Often this is used to refer to students who require different or enhanced approaches. In New Zealand it seems largely to have been applied to students with disabilities of some kind or another and there is a reluctance, appropriate I think, to apply it to students who are largely without disability but who are not making progress.

This has some difficulties. For instance, if a student enters a system with a language background that is different from the lingua franca of the system then clearly they have “a special need”. If a student is gifted in mathematics, they have “a special need.”  There might even be a case to be made that each and every student has a special need but…

Disadvantaged

This word usefully describes a phenomenon – disadvantage – and is less precise about its target. Disadvantage can be the result of a number of things which do not produce a positive outcome and leave an individual not able to enjoy benefits that others can. Being hard of hearing in a meeting in a noisy setting produces disadvantage. So disadvantage is a useful word but has limitations when applied to a student. The disadvantage is usually a set of factors that are outside the student or wrapped up in the inability of the education system to work effectively with students from a diverse range of backgrounds or social settings. It is not a useful description because it blurs the sources of disadvantage.

Underrepresented

Now this is a factual description. In the US there is no doubt about who is being referred to when the term “traditionally underrepresented” is used. Take the winners in examinations – who is not there in the numbers they should be? Take the NCEA results – why is there discrepant figures for different groups? I like “underrepresented” as a word that draws attention to flaws in statements and results and analyses. Take the PISA results – yes we do brilliantly but which groups are underrepresented in sharing that brilliant performance. Conversely, take the NEETs group and which groups are “overrepresented”?

Underserved

This is a trickier word. Does it imply blame? Does it picture the relationships between teachers and students, schools and communities, education systems and groups within the population as ones in which one party are responsible for “serving” the other? Well yes it does and so it should. But one can “serve” without any hint of “subservience”.
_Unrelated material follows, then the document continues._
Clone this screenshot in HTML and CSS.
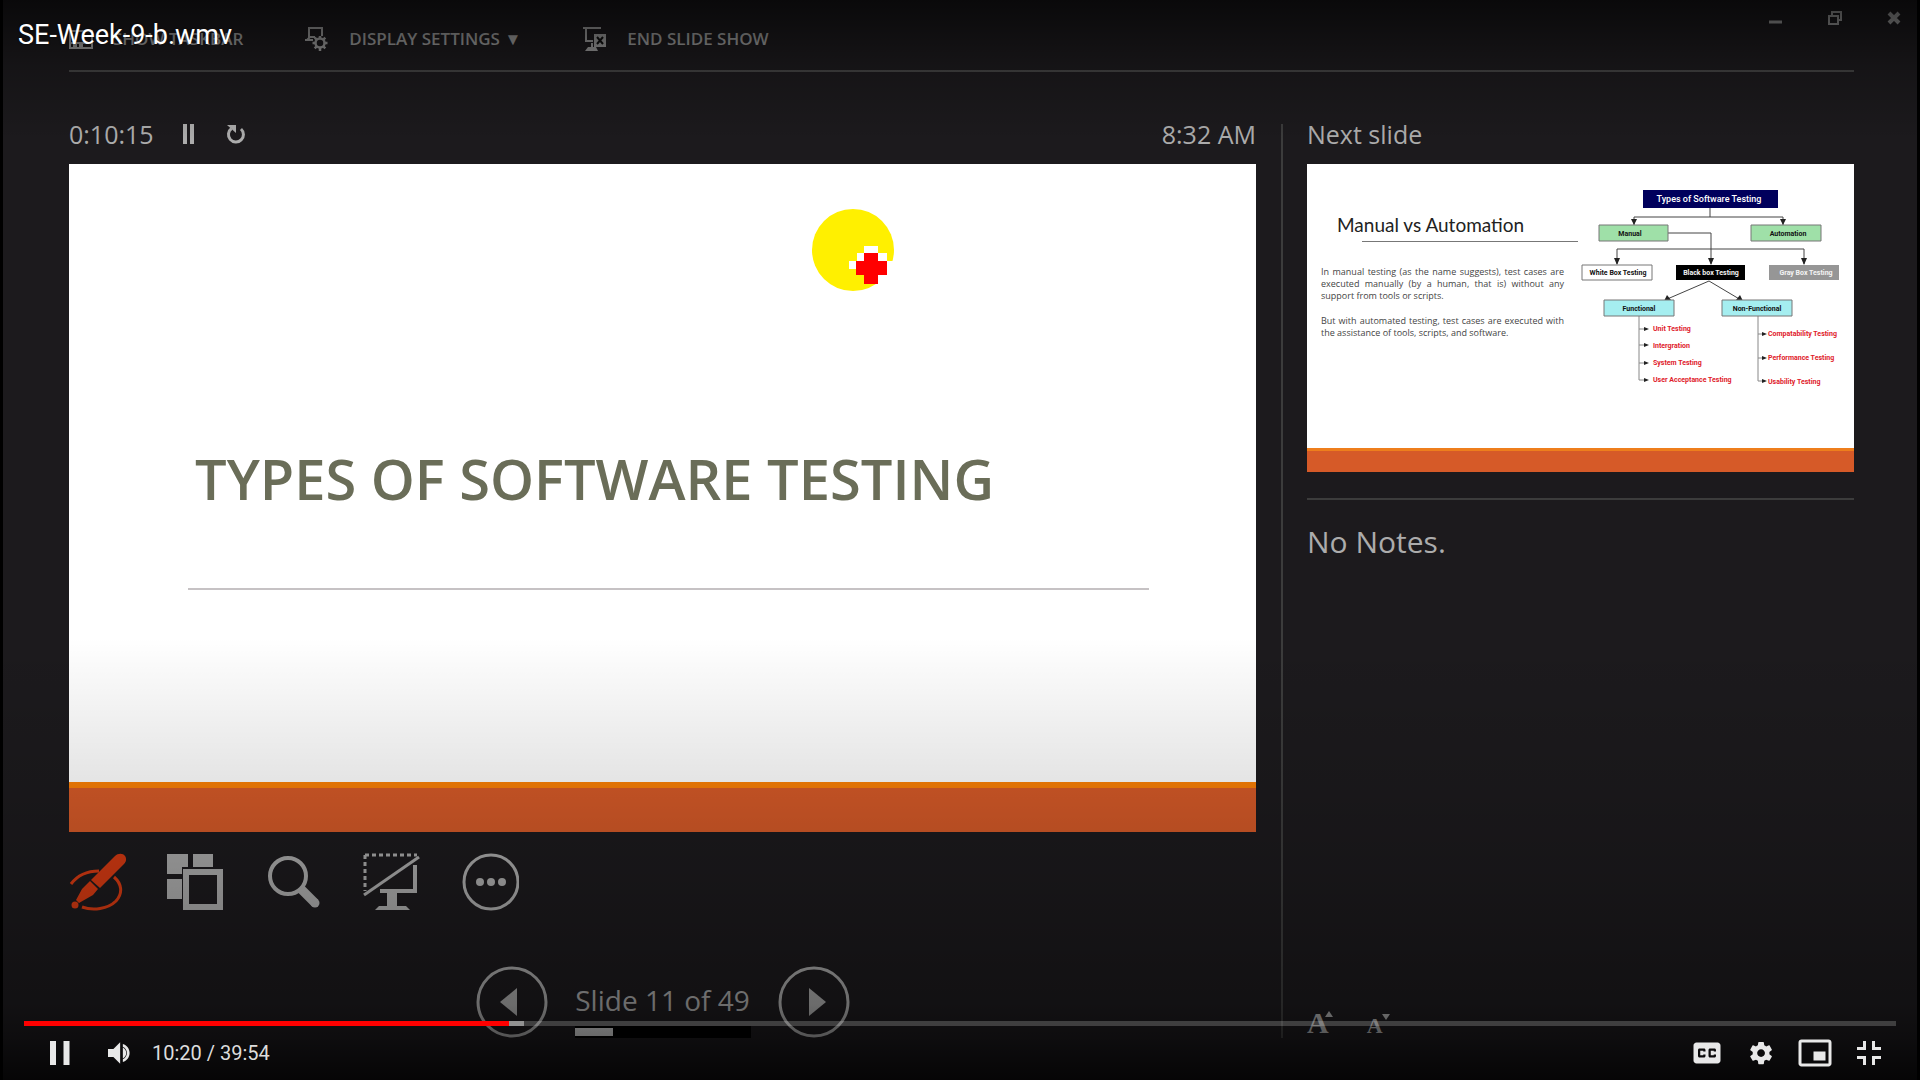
FILE: index.html
```html
<!DOCTYPE html>
<html lang="en">
<head>
<meta charset="utf-8">
<title>SE-Week-9-b.wmv</title>
<meta name="viewport" content="width=device-width, initial-scale=1">
<link rel="stylesheet" href="styles.css">
</head>
<body>
<div class="player">
  <main class="presenter">
    <header class="topbar">
      <nav class="menu">
        <button class="menu-item" type="button">
          <svg width="24" height="26" viewBox="0 0 24 26"><path d="M1 5h22v17H1z M1 17h22" fill="none" stroke="currentColor" stroke-width="2"/><path d="M4 18h4v3H4zM10 18h4v3h-4z" fill="currentColor"/></svg>
          <span>SHOW TASKBAR</span>
        </button>
        <button class="menu-item" type="button">
          <svg width="24" height="26" viewBox="0 0 24 26"><path d="M4 8V2h13v8M4 2v9h6M0 14h8M5 11l-3 3" fill="none" stroke="currentColor" stroke-width="2"/><circle cx="15" cy="17" r="4.500" fill="none" stroke="currentColor" stroke-width="2.500"/><path d="M15 10v3M15 21v4M7.500 17h3M19.500 17h3M9.700 11.700l2 2M18.300 20.300l2 2M20.300 11.700l-2 2M11.700 20.300l-2 2" stroke="currentColor" stroke-width="2.500"/></svg>
          <span>DISPLAY SETTINGS ▼</span>
        </button>
        <button class="menu-item" type="button">
          <svg width="24" height="26" viewBox="0 0 24 26"><path d="M0 2h18M3 2v13h7M9 17v6" fill="none" stroke="currentColor" stroke-width="2"/><path d="M5 21h8l2 4H2zM11 8h12v13H11z" fill="currentColor"/><path d="M14 11l6 7M20 11l-6 7" stroke="#0f0f0f" stroke-width="2"/></svg>
          <span>END SLIDE SHOW</span>
        </button>
      </nav>
      <div class="window-buttons">
        <button type="button" aria-label="Minimize"><svg width="16" height="16" viewBox="0 0 16 16"><path d="M1 12h13" stroke="currentColor" stroke-width="3"/></svg></button>
        <button type="button" aria-label="Restore"><svg width="16" height="16" viewBox="0 0 16 16"><path d="M2 6h9v8H2zM5 6V2h9v8h-3" fill="none" stroke="currentColor" stroke-width="2"/></svg></button>
        <button type="button" aria-label="Close"><svg width="16" height="16" viewBox="0 0 16 16"><path d="M3 3l10 10M13 3L3 13" stroke="currentColor" stroke-width="4"/></svg></button>
      </div>
    </header>

    <div class="workspace">
      <section class="current">
        <div class="status">
          <span class="timer">0:10:15</span>
          <button type="button" aria-label="Pause timer"><svg width="16" height="20" viewBox="0 0 16 20"><path d="M4 0v20M11 0v20" stroke="currentColor" stroke-width="4"/></svg></button>
          <button type="button" aria-label="Restart timer"><svg width="20" height="20" viewBox="0 0 20 20"><path d="M15 5a7.500 7.500 0 1 1-9.500-.5" fill="none" stroke="currentColor" stroke-width="3"/><path d="M1 1h9v8z" fill="currentColor"/></svg></button>
          <span class="clock">8:32 AM</span>
        </div>
        <article class="slide">
          <h1>TYPES OF SOFTWARE TESTING</h1>
          <svg class="pointer" viewBox="0 0 84 84"><circle cx="41" cy="42" r="41" fill="#fff000"/><path d="M52 38h14v7h9v8h7v14h-7v9H52v-9h-7v-6h-8V53h8v-8h7z" fill="#fff"/><path d="M52 45h14v8h9v14h-9v9H52v-9h-8V53h8z" fill="#f00"/></svg>
        </article>
        <div class="tools">
          <button type="button" class="pen" aria-label="Pen and laser tools"><svg width="58" height="58" viewBox="0 0 58 58"><path d="M2 31C8 23 18 18 30 18M45 24c8 7 9 16 2 24-8 8-23 10-34 6" fill="none" stroke="currentColor" stroke-width="3"/><path d="M46 3c3-3 8-3 10 0s1 6-1 8L31 35l-9-8zM21 28l8 8-5 6-14 8-3-3 6-11z" fill="currentColor"/><circle cx="6" cy="52" r="3.500" fill="currentColor"/></svg></button>
          <button type="button" aria-label="See all slides"><svg width="58" height="58" viewBox="0 0 58 58"><path d="M0 1h21v13h-6v7H0zM26 1h20v13H26zM0 26h15v20H0z" fill="currentColor"/><path d="M19 19h34v35H19z" fill="none" stroke="currentColor" stroke-width="6"/></svg></button>
          <button type="button" aria-label="Zoom into the slide"><svg width="58" height="58" viewBox="0 0 58 58"><circle cx="23" cy="23" r="18" fill="none" stroke="currentColor" stroke-width="4"/><path d="M36 36l14 14" stroke="currentColor" stroke-width="9"/><circle cx="50" cy="50" r="4.500" fill="currentColor"/></svg></button>
          <button type="button" aria-label="Black or unblack slide show"><svg width="58" height="58" viewBox="0 0 58 58"><path d="M2 2h52M2 2v36" fill="none" stroke="currentColor" stroke-width="3" stroke-dasharray="4 3"/><path d="M1 42L56 4" stroke="currentColor" stroke-width="3"/><path d="M52 12v26H17" fill="none" stroke="currentColor" stroke-width="4"/><path d="M24 39h10v14h9l4 4H12l4-4h8z" fill="currentColor"/></svg></button>
          <button type="button" aria-label="More options"><svg width="58" height="58" viewBox="0 0 58 58"><circle cx="30" cy="29" r="27" fill="none" stroke="currentColor" stroke-width="3"/><circle cx="19" cy="29" r="4" fill="currentColor"/><circle cx="30" cy="29" r="4" fill="currentColor"/><circle cx="41" cy="29" r="4" fill="currentColor"/></svg></button>
        </div>
        <div class="pager">
          <button type="button" aria-label="Previous slide"><svg width="72" height="72" viewBox="0 0 72 72"><circle cx="36" cy="36" r="34" fill="none" stroke="currentColor" stroke-width="3"/><path d="M24 36l17-14v28z" fill="currentColor"/></svg></button>
          <div class="position">
            <span>Slide 11 of 49</span>
            <div class="meter"><div class="meter-fill"></div></div>
          </div>
          <button type="button" aria-label="Next slide"><svg width="72" height="72" viewBox="0 0 72 72"><circle cx="36" cy="36" r="34" fill="none" stroke="currentColor" stroke-width="3"/><path d="M48 36L31 22v28z" fill="currentColor"/></svg></button>
        </div>
      </section>

      <aside class="side">
        <h2>Next slide</h2>
        <article class="preview">
          <div class="preview-text">
            <h3>Manual vs Automation</h3>
            <p>In manual testing (as the name suggests), test cases are executed manually (by a human, that is) without any support from tools or scripts.</p>
            <p>But with automated testing, test cases are executed with the assistance of tools, scripts, and software.</p>
          </div>
          <svg class="diagram" viewBox="0 0 279 220" role="img" aria-label="Types of software testing">
            <g fill="none" stroke="#444" stroke-width="1">
              <path d="M135 36v9M59 53v-8h149v8M93 61h43v31M42 92V77h187v15M134 109l-44 19M134 109l32 19"/>
              <path d="M64 144v64h6M64 157h6M64 173h6M64 191h6M183 144v65h5M183 162h5M183 186h5" stroke="#888"/>
            </g>
            <path d="M56 47h6l-3 6zM205 47h6l-3 6zM39 86h6l-3 7zM133 86h6l-3 7zM226 86h6l-3 7zM89 129l3-6 4 5zM168 129l-7-1 4-5zM69 155l5 2-5 2zM69 171l5 2-5 2zM69 189l5 2-5 2zM69 206l5 2-5 2zM187 160l5 2-5 2zM187 184l5 2-5 2zM187 207l5 2-5 2z" fill="#222"/>
            <path d="M68 18h135v18H68z" fill="#00005c"/>
            <g stroke="#777"><path d="M24 53h69v16H24zM176 53h70v16h-70z" fill="#9fe0a8"/><path d="M7 93h70v15H7z" fill="#fff"/><path d="M29 128h70v16H29zM147 128h70v16h-70z" fill="#a5eef0"/></g>
            <path d="M101 93h69v15h-69z" fill="#000"/><path d="M194 93h70v15h-70z" fill="#969696"/>
            <g text-anchor="middle" class="node">
              <text x="134" y="30" class="root">Types of Software Testing</text>
              <text x="55" y="64">Manual</text><text x="213" y="64">Automation</text>
              <text x="43" y="103">White Box Testing</text><text x="136" y="103" class="light">Black box Testing</text><text x="231" y="103" class="light">Gray Box Testing</text>
              <text x="64" y="139">Functional</text><text x="182" y="139">Non-Functional</text>
            </g>
            <g class="node leaf">
              <text x="78" y="159">Unit Testing</text><text x="78" y="176">Intergration</text><text x="78" y="193">System Testing</text><text x="78" y="210">User Acceptance Testing</text>
              <text x="193" y="164">Compatability Testing</text><text x="193" y="188">Performance Testing</text><text x="193" y="212">Usability Testing</text>
            </g>
          </svg>
        </article>
        <p class="notes">No Notes.</p>
        <div class="font-size">
          <button type="button" class="larger" aria-label="Make the text larger">A<svg width="8" height="6" viewBox="0 0 8 6"><path d="M0 6l4-6 4 6z" fill="currentColor"/></svg></button>
          <button type="button" class="smaller" aria-label="Make the text smaller">A<svg width="8" height="6" viewBox="0 0 8 6"><path d="M0 0h8L4 6z" fill="currentColor"/></svg></button>
        </div>
      </aside>
    </div>
  </main>

  <div class="shade"></div>
  <div class="video-title">SE-Week-9-b.wmv</div>
  <div class="chrome">
    <div class="seek"><div class="loaded"></div><div class="played"></div></div>
    <div class="controls">
      <button type="button" aria-label="Pause"><svg width="54" height="54" viewBox="0 0 36 36"><path d="M12 26h4V10h-4zM21 26h4V10h-4z" fill="currentColor"/></svg></button>
      <button type="button" class="volume" aria-label="Mute"><svg width="54" height="54" viewBox="0 0 36 36"><path d="M8 21h4l5 5V10l-5 5H8zM19 14v8c1.480-.68 2.500-2.230 2.500-4s-1.020-3.260-2.500-4zM19 11.290c2.890.86 5 3.540 5 6.710s-2.110 5.850-5 6.710v-2.060c1.720-.77 3-2.570 3-4.650s-1.280-3.880-3-4.650z" fill="currentColor" transform="translate(.8 1.800) scale(.9)"/></svg></button>
      <span class="time">10:20 / 39:54</span>
      <div class="right">
        <button type="button" aria-label="Subtitles"><svg width="54" height="54" viewBox="0 0 36 36"><path d="M11 11c-1.100 0-2 .9-2 2v10c0 1.100.9 2 2 2h14c1.100 0 2-.9 2-2V13c0-1.100-.9-2-2-2zM17 17h-1.500v-.5h-2v3h2V19H17v1c0 .55-.45 1-1 1h-3c-.55 0-1-.45-1-1v-4c0-.55.45-1 1-1h3c.55 0 1 .45 1 1zM24 17h-1.500v-.5h-2v3h2V19H24v1c0 .55-.45 1-1 1h-3c-.55 0-1-.45-1-1v-4c0-.55.45-1 1-1h3c.55 0 1 .45 1 1z" fill="currentColor" fill-rule="evenodd"/></svg></button>
        <button type="button" aria-label="Settings"><svg width="54" height="54" viewBox="0 0 36 36"><path d="M23.940 18.780c.03-.25.05-.51.05-.78s-.02-.52-.05-.78l1.680-1.320c.15-.12.19-.33.090-.51l-1.600-2.760c-.09-.17-.31-.24-.48-.17l-1.990.8c-.41-.32-.86-.58-1.350-.78l-.3-2.120c-.02-.19-.19-.33-.39-.33h-3.200c-.2 0-.36.14-.39.33l-.3 2.120c-.48.2-.93.47-1.350.78l-1.990-.8c-.18-.07-.39 0-.48.17l-1.600 2.760c-.1.17-.05.39.090.51l1.680 1.320c-.03.25-.05.52-.05.78s.02.52.05.78l-1.680 1.320c-.15.12-.19.33-.09.51l1.600 2.760c.09.17.31.24.48.17l1.990-.8c.41.32.86.58 1.350.78l.3 2.120c.02.19.19.33.39.33h3.200c.2 0 .36-.14.39-.33l.3-2.120c.48-.2.93-.47 1.350-.78l1.990.8c.18.07.39 0 .48-.17l1.600-2.760c.09-.17.05-.39-.09-.51zM18 20.800c-1.540 0-2.800-1.260-2.800-2.800s1.260-2.800 2.800-2.800 2.800 1.260 2.800 2.800-1.260 2.800-2.800 2.800z" fill="currentColor" transform="translate(1.300 1.300) scale(.93)"/></svg></button>
        <button type="button" aria-label="Miniplayer"><svg width="54" height="54" viewBox="0 0 36 36"><path d="M25 17h-8v6h8zM29 25V10.980C29 9.880 28.100 9 27 9H9c-1.100 0-2 .88-2 1.980V25c0 1.100.9 2 2 2h18c1.100 0 2-.9 2-2zM27 25.020H9V10.970h18z" fill="currentColor" fill-rule="evenodd"/></svg></button>
        <button type="button" aria-label="Exit full screen"><svg width="54" height="54" viewBox="0 0 36 36"><path d="M14 14h-4v2h6v-6h-2zM22 14v-4h-2v6h6v-2zM20 26h2v-4h4v-2h-6zM10 22h4v4h2v-6h-6z" fill="currentColor"/></svg></button>
      </div>
    </div>
  </div>
</div>
</body>
</html>
```
FILE: styles.css
```css
* { box-sizing: border-box; }

body {
  margin: 0;
  background: #000;
  color: #acacac;
  font-family: "Open Sans", "Noto Sans", sans-serif;
}

h1, h2, h3, p { margin: 0; font-weight: 400; }

button {
  display: flex;
  padding: 0;
  border: 0;
  background: none;
  color: inherit;
  font: inherit;
}

svg { display: block; flex: none; }

.player {
  position: relative;
  display: flex;
  min-height: 100vh;
  padding: 0 3px;
  overflow: hidden;
}

.presenter {
  flex: 1;
  display: flex;
  flex-direction: column;
  padding: 0 63px 42px 66px;
  background: #1c1a1d;
}

/* Top menu */
.topbar {
  display: flex;
  justify-content: space-between;
  height: 72px;
  border-bottom: 2px solid #444;
}

.menu { display: flex; align-items: center; gap: 62px; padding-top: 7px; }

.menu-item {
  align-items: center;
  gap: 20px;
  color: #a0a0a0;
  font-size: 17px;
  font-weight: 600;
  line-height: 26px;
  white-space: nowrap;
}

.window-buttons {
  display: flex;
  gap: 43px;
  height: 36px;
  align-items: center;
  margin-right: -48px;
  color: #a0a0a0;
}

/* Slide area */
.workspace {
  flex: 1;
  display: grid;
  grid-template-columns: 1187fr 573fr;
  column-gap: 25px;
  padding-top: 52px;
}

.current {
  display: flex;
  flex-direction: column;
  min-width: 0;
}

.status {
  display: flex;
  align-items: center;
  height: 40px;
  padding-bottom: 20px;
  font-size: 25px;
  line-height: 24px;
}

.timer { margin-right: 27px; }
.status button + button { margin-left: 29px; }
.clock { margin-left: auto; }

.slide {
  position: relative;
  aspect-ratio: 1187 / 668;
  padding: 278px 107px 0 119px;
  border-bottom: 44px solid #d65a28;
  background: linear-gradient(#fb8005, #fb8005) bottom / 100% 6px no-repeat #fff;
}

.slide h1 {
  margin-left: 7px;
  color: #6a6d58;
  font-size: 56px;
  font-weight: 600;
  line-height: 72px;
  white-space: nowrap;
}

.slide::after {
  content: "";
  display: block;
  height: 2px;
  margin-top: 74px;
  background: #c6c2c4;
}

.pointer {
  position: absolute;
  top: 44px;
  left: 743px;
  width: 84px;
  height: 84px;
}

.tools { display: flex; gap: 40px; padding-top: 21px; }
.tools button { color: #ababab; }
.tools .pen { color: #d63a12; }

.pager {
  display: flex;
  justify-content: center;
  gap: 27px;
  margin-top: auto;
  color: #a8a8a8;
}

.position {
  width: 176px;
  padding-top: 18px;
  font-size: 28px;
  line-height: 32px;
  text-align: center;
  white-space: nowrap;
}

.meter { height: 12px; margin-top: 10px; padding: 2px 0; background: #000; }
.meter-fill { width: 22%; height: 8px; background: #d0d0d0; }

/* Next slide and notes */
.side {
  display: flex;
  flex-direction: column;
  min-width: 0;
  padding-left: 24px;
  border-left: 2px solid #3c3c3c;
}

.side h2 { height: 40px; font-size: 25px; line-height: 20px; }

.preview {
  display: grid;
  grid-template-columns: 268fr 279fr;
  aspect-ratio: 547 / 308;
  border-bottom: 21px solid #d65a28;
  background: linear-gradient(#ee7e1c, #ee7e1c) bottom / 100% 3px no-repeat #fff;
}

.preview-text { padding: 48px 0 0 14px; color: #444; }

.preview h3 {
  margin-right: -3px;
  margin-bottom: 24px;
  padding: 0 0 4px 16px;
  color: #222;
  font-family: Lato, sans-serif;
  font-size: 19px;
  line-height: 26px;
  white-space: nowrap;
  background: linear-gradient(#777, #777) right bottom / 216px 1px no-repeat;
}

.preview p {
  width: 243px;
  margin-bottom: 13px;
  font-size: 9px;
  line-height: 12px;
  text-align: justify;
}

.diagram { width: 100%; margin-top: 8px; }
.node { font: 700 7px Roboto, sans-serif; fill: #111; }
.node .root { font-size: 9px; font-weight: 500; fill: #fff; }
.node .light { fill: #f4f4f4; }
.leaf { fill: #e0202a; }

.notes {
  margin-top: 26px;
  padding-top: 22px;
  border-top: 2px solid #3c3c3c;
  font-size: 30px;
  line-height: 40px;
}

.font-size {
  display: flex;
  align-items: baseline;
  gap: 34px;
  margin-top: auto;
  font-family: "Liberation Serif", serif;
  font-weight: 700;
}

.font-size svg { margin-left: -4px; }
.larger { font-size: 30px; line-height: 24px; }
.smaller { font-size: 22px; line-height: 24px; }
.smaller svg { margin-left: -1px; }

/* Player overlay */
.shade {
  position: absolute;
  inset: 0;
  background:
    linear-gradient(rgba(0, 0, 0, .65), rgba(0, 0, 0, .25) 6%, transparent 13%),
    linear-gradient(transparent 59%, rgba(0, 0, 0, .1) 72%, rgba(0, 0, 0, .2) 82%, rgba(0, 0, 0, .36) 93%, rgba(0, 0, 0, .5) 96%, rgba(0, 0, 0, .8));
  pointer-events: none;
}

.video-title {
  position: absolute;
  top: 17px;
  left: 18px;
  color: #fff;
  font: 27px/36px Roboto, sans-serif;
  text-shadow: 0 0 2px rgba(0, 0, 0, .5);
}

.chrome {
  position: absolute;
  right: 24px;
  bottom: 0;
  left: 24px;
  color: #e8e8e8;
}

.seek { display: grid; height: 5px; background: rgba(255, 255, 255, .2); }
.seek > div { grid-area: 1 / 1; }
.loaded { width: 26.7%; background: #929292; }
.played { width: 25.9%; background: #f00; }

.controls { display: flex; align-items: center; height: 54px; padding-left: 8px; }
.volume { margin-left: 10px; }
.time { margin-left: 2px; font: 20px/54px Roboto, sans-serif; color: #ddd; }
.right { display: flex; margin-left: auto; }
```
If in the queue for breakfast the kitchen runs out of food before everyone has their food, some will not be served. If this repeatedly happens to the same group, they are most certainly “underserved” by the kitchen and, frankly, only the kitchen can solve it.

So “underserved” means something different from the others, it is based on a pattern and in education systems that pattern is pretty clear for some groups. So too is it in health systems, housing provision, the employment stakes and so on. It is not peculiar to education. Where there are systems there are generally individuals and groups that are underserved.

All this is a difficult issue because people bring meaning to words that might differ from the intended meaning of those who write or speak them. Do we call those we teach “students” or “pupils” – they are not exactly synonymous but both are better than the ubiquitously used “kids”, this makes us seem like goats!

There are discussions often about teaching and learning – that’s an easy one.

Of course we could simply refer accurately to the groups who generally do not benefit from education systems to the same extent as other groups. These are clear across different countries – Maori and Pasifika in New Zealand, Aboriginal communities in Australia, First Nations groups in Canada, Hispanic and African American in the USA and in the UK, children from immigrant groups. Across all these countries those who bring English as an additional language to the system will have some uphill paths to tread, it doesn’t pay to be of low socio-economic status (i.e. poor) and students with special needs will require strong advocacy to get the help they need and are entitled to.

We know all this, we know that we are not getting the results we should and must. Doing something about it requires us not to talk about it but to act on it. It is the results students get not the way they are described that will make a difference. It is what we do not what we say that will lead to more equitable outcomes.

“Priority learners” is gaining ground in New Zealand lately. I worry about how that word attracts “high” and “low” so easily.